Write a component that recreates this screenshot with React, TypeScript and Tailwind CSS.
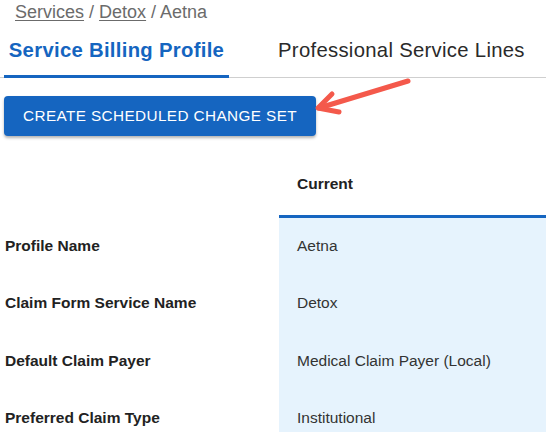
import React from "react";

const rows = [
  ["Profile Name", "Aetna"],
  ["Claim Form Service Name", "Detox"],
  ["Default Claim Payer", "Medical Claim Payer (Local)"],
  ["Preferred Claim Type", "Institutional"],
];

export default function App() {
  return (
    <div className="relative w-[546px] h-[432px] overflow-hidden bg-white font-['Liberation_Sans',Arial,sans-serif]">
      <div className="h-[24px] pl-[15px] text-[18px] leading-[24px] text-[#6b6b6b]">
        <span className="underline underline-offset-2">Services</span>
        <span> / </span>
        <span className="underline underline-offset-2">Detox</span>
        <span> / Aetna</span>
      </div>
      <div className="relative flex h-[54px] border-b border-[#cfcfcf]">
        <div className="relative ml-[4px] flex w-[225px] items-center justify-center whitespace-nowrap text-[20.3px] font-bold tracking-[0.3px] text-[#1565c0]">
          Service Billing Profile
          <div className="absolute bottom-[-1px] left-0 right-0 h-[3px] bg-[#1565c0]" />
        </div>
        <div className="flex items-center whitespace-nowrap pl-[49px] text-[20.3px] tracking-[0.3px] text-[#2a2a2a]">
          Professional Service Lines
        </div>
      </div>
      <div className="pl-[4px] pt-[18px]">
        <div className="flex h-[40px] w-[312px] items-center justify-center whitespace-nowrap rounded-[4px] bg-[#1565c0] text-[15.3px] uppercase tracking-[0.4px] text-white shadow-[0_2px_3px_rgba(0,0,0,0.3)]">
          Create Scheduled Change Set
        </div>
      </div>
      <svg className="absolute left-0 top-0" width="546" height="432" viewBox="0 0 546 432">
        <g stroke="#f4594b" strokeWidth="5" strokeLinecap="round" strokeLinejoin="round" fill="none">
          <line x1="408" y1="81" x2="319" y2="108" />
          <polyline points="332,94 318,108 339,112" />
        </g>
      </svg>
      <div className="grid grid-cols-[279px_267px]">
        <div className="h-[79px]" />
        <div className="flex h-[79px] items-center pl-[18px] pt-[17px] text-[15.5px] font-bold text-[#222]">
          Current
        </div>
        <div />
        <div className="h-[3px] bg-[#1565c0]" />
        {rows.map(([label, value]) => (
          <React.Fragment key={label}>
            <div className="flex h-[57.5px] items-center whitespace-nowrap pb-[3px] pl-[5px] text-[15.5px] font-bold text-[#222]">
              {label}
            </div>
            <div className="flex h-[57.5px] items-center whitespace-nowrap bg-[#e6f3fd] pb-[3px] pl-[18px] text-[15.5px] text-[#333]">
              {value}
            </div>
          </React.Fragment>
        ))}
      </div>
    </div>
  );
}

· · · · ·

Aim of the exercise: Each line above is to be copied verbatim. Drop any image from the copy.

Answer for this exercise:
Write a component that recreates this screenshot with React, TypeScript and Tailwind CSS.
import React from "react";

const rows = [
  ["Profile Name", "Aetna"],
  ["Claim Form Service Name", "Detox"],
  ["Default Claim Payer", "Medical Claim Payer (Local)"],
  ["Preferred Claim Type", "Institutional"],
];

export default function App() {
  return (
    <div className="relative w-[546px] h-[432px] overflow-hidden bg-white font-['Liberation_Sans',Arial,sans-serif]">
      <div className="h-[24px] pl-[15px] text-[18px] leading-[24px] text-[#6b6b6b]">
        <span className="underline underline-offset-2">Services</span>
        <span> / </span>
        <span className="underline underline-offset-2">Detox</span>
        <span> / Aetna</span>
      </div>
      <div className="relative flex h-[54px] border-b border-[#cfcfcf]">
        <div className="relative ml-[4px] flex w-[225px] items-center justify-center whitespace-nowrap text-[20.3px] font-bold tracking-[0.3px] text-[#1565c0]">
          Service Billing Profile
          <div className="absolute bottom-[-1px] left-0 right-0 h-[3px] bg-[#1565c0]" />
        </div>
        <div className="flex items-center whitespace-nowrap pl-[49px] text-[20.3px] tracking-[0.3px] text-[#2a2a2a]">
          Professional Service Lines
        </div>
      </div>
      <div className="pl-[4px] pt-[18px]">
        <div className="flex h-[40px] w-[312px] items-center justify-center whitespace-nowrap rounded-[4px] bg-[#1565c0] text-[15.3px] uppercase tracking-[0.4px] text-white shadow-[0_2px_3px_rgba(0,0,0,0.3)]">
          Create Scheduled Change Set
        </div>
      </div>
      <svg className="absolute left-0 top-0" width="546" height="432" viewBox="0 0 546 432">
        <g stroke="#f4594b" strokeWidth="5" strokeLinecap="round" strokeLinejoin="round" fill="none">
          <line x1="408" y1="81" x2="319" y2="108" />
          <polyline points="332,94 318,108 339,112" />
        </g>
      </svg>
      <div className="grid grid-cols-[279px_267px]">
        <div className="h-[79px]" />
        <div className="flex h-[79px] items-center pl-[18px] pt-[17px] text-[15.5px] font-bold text-[#222]">
          Current
        </div>
        <div />
        <div className="h-[3px] bg-[#1565c0]" />
        {rows.map(([label, value]) => (
          <React.Fragment key={label}>
            <div className="flex h-[57.5px] items-center whitespace-nowrap pb-[3px] pl-[5px] text-[15.5px] font-bold text-[#222]">
              {label}
            </div>
            <div className="flex h-[57.5px] items-center whitespace-nowrap bg-[#e6f3fd] pb-[3px] pl-[18px] text-[15.5px] text-[#333]">
              {value}
            </div>
          </React.Fragment>
        ))}
      </div>
    </div>
  );
}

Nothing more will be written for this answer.